The Bread of Life
The clearest expression of the doctrine of the Real Presence of Christ in the Eucharist is found in chapter 6 of John’s Gospel. There, Jesus teaches the crowd about the Eucharist – His very own Body and Blood. Jesus also teaches the crowd about faith – the unique and special faith needed to accept His difficult teaching about the Eucharist. Many of Jesus’ disciples lacked the faith to believe in the Real Presence. When Jesus walked on the earth, it took great faith for people to believe that Jesus was the Son of God since His humanity veiled His divinity. However, to believe that Jesus is present in the Eucharist requires even greater faith, because the Eucharist veils both His humanity and His divinity.
Jesus’ teaching on the Eucharist comes after the miracle of the multiplication of the loaves. There, Jesus miraculously turned five loaves and two fish into an inexhaustible amount of food, which was enough to feed five thousand men, not counting the women and children, and still fill twelve baskets with leftovers. The miracle of the loaves prefigured the inexhaustible gift of Christ’s own flesh and Blood, which is being received by millions of people in the Eucharist. The miracle of the loaves is nothing compared to the miracle of the Eucharist.
Many people think that when Jesus called Himself the Bread of Life (John 6:48), He was merely saying that He will nourish us spiritually. However, Jesus clearly says that “the bread that I will give is my flesh for the life of the world.” (John 6:51) Jesus clearly teaches us that we must consume His flesh and His Blood as food. Everyone who heard Jesus speak understood Him to be speaking literally of His own Body and Blood. Therefore, the crowd quarreled among themselves, “How can this man give us His flesh to eat?” (John 6:52) Even Jesus’ disciples admitted, “This saying is hard; who can accept it?” (John 6:60) Even after the crowd and His disciples expressed their doubt and disbelief, Jesus never took back what He said. Rather, He continued on to say, “For this reason I have told you that no one can come to me unless it is granted him by my Father.” (John 6:65) As a result of this, many of His disciples returned to their former way of life and no longer accompanied him.
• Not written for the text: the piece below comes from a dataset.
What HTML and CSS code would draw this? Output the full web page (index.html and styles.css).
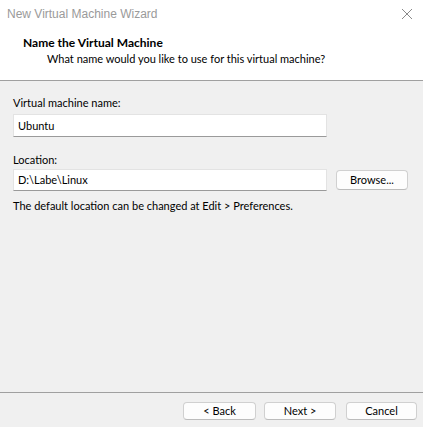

Chapter 6 of John’s Gospel confirms the account of the Last Supper found in the other three Gospels. There, Jesus uses the words: “This is my Body… This is my Blood.” (Matthew 26:26,28; Mark 14:22,24; Luke 22:19,20) St. Paul teaches the tradition of receiving the Eucharist in faith and repeats Christ’s words of Institution: “For I received from the Lord what I also handed on to you, that the Lord Jesus, on the night he was handed over, took bread, and, after he had given thanks, broke it and said: ‘This is my body that is for you. Do this in remembrance of me.’ In the same way also the cup, after supper, saying, ‘This cup is the new covenant in my blood. Do this, as often as you drink it, in remembrance of me.’ For as often as you eat this bread and drink the cup, you proclaim the death of the Lord until he comes.” (1Corinthians 11:23-26)
The Eucharist unites us to Jesus Christ. Jesus said, “Whoever eats my flesh and drinks my blood remains in me and I in him.” (John 6:56) Receiving the Eucharist in faith preserves and increases the life of grace in our souls; we grow in virtue and in the gifts of the Holy Spirit. The Eucharist also cures the diseases of the soul by wiping away venial sins. Because the Eucharist enables us to remain in Christ and Christ to remain in us, we are able to follow Christ more closely. Finally, the Eucharist is Jesus’ promise of everlasting life and the future resurrection of the body; He said, “Whoever eats my flesh and drinks my blood has eternal life, and I will raise him on the last day.” (John 6:54)
Updates to Archdiocesan Directives:
- The dispensation from obligatory weekend Mass attendance remains in effect until June 28. It will likely be extended beyond that time for those who are ill in any way, are hesitant to attend because of the danger of infection, or those who are quarantined because of recent exposure to the coronavirus. Catholics in good health who are not in the categories just listed are encouraged to resume weekend Mass attendance and to follow designated parish procedures.
- Parishes may have gatherings of up to 25 persons at a meeting or class, provided that the distancing requirements can be met and masks worn. (In light of the updated directives from the Archdiocese, we will consider the resumption of bible study classes based on how many participants will attend.)
At the Holy Name of Jesus Chinese Catholic Mission, we do our best to keep you safe when you come to church by spraying the sanctuary and chapel after every Mass with disinfectant, and any room that have been used. We thank you for your continued support and cooperation by wearing masks to church and maintaining social distancing. Hand sanitizers and disinfectant wipes are always available for your use.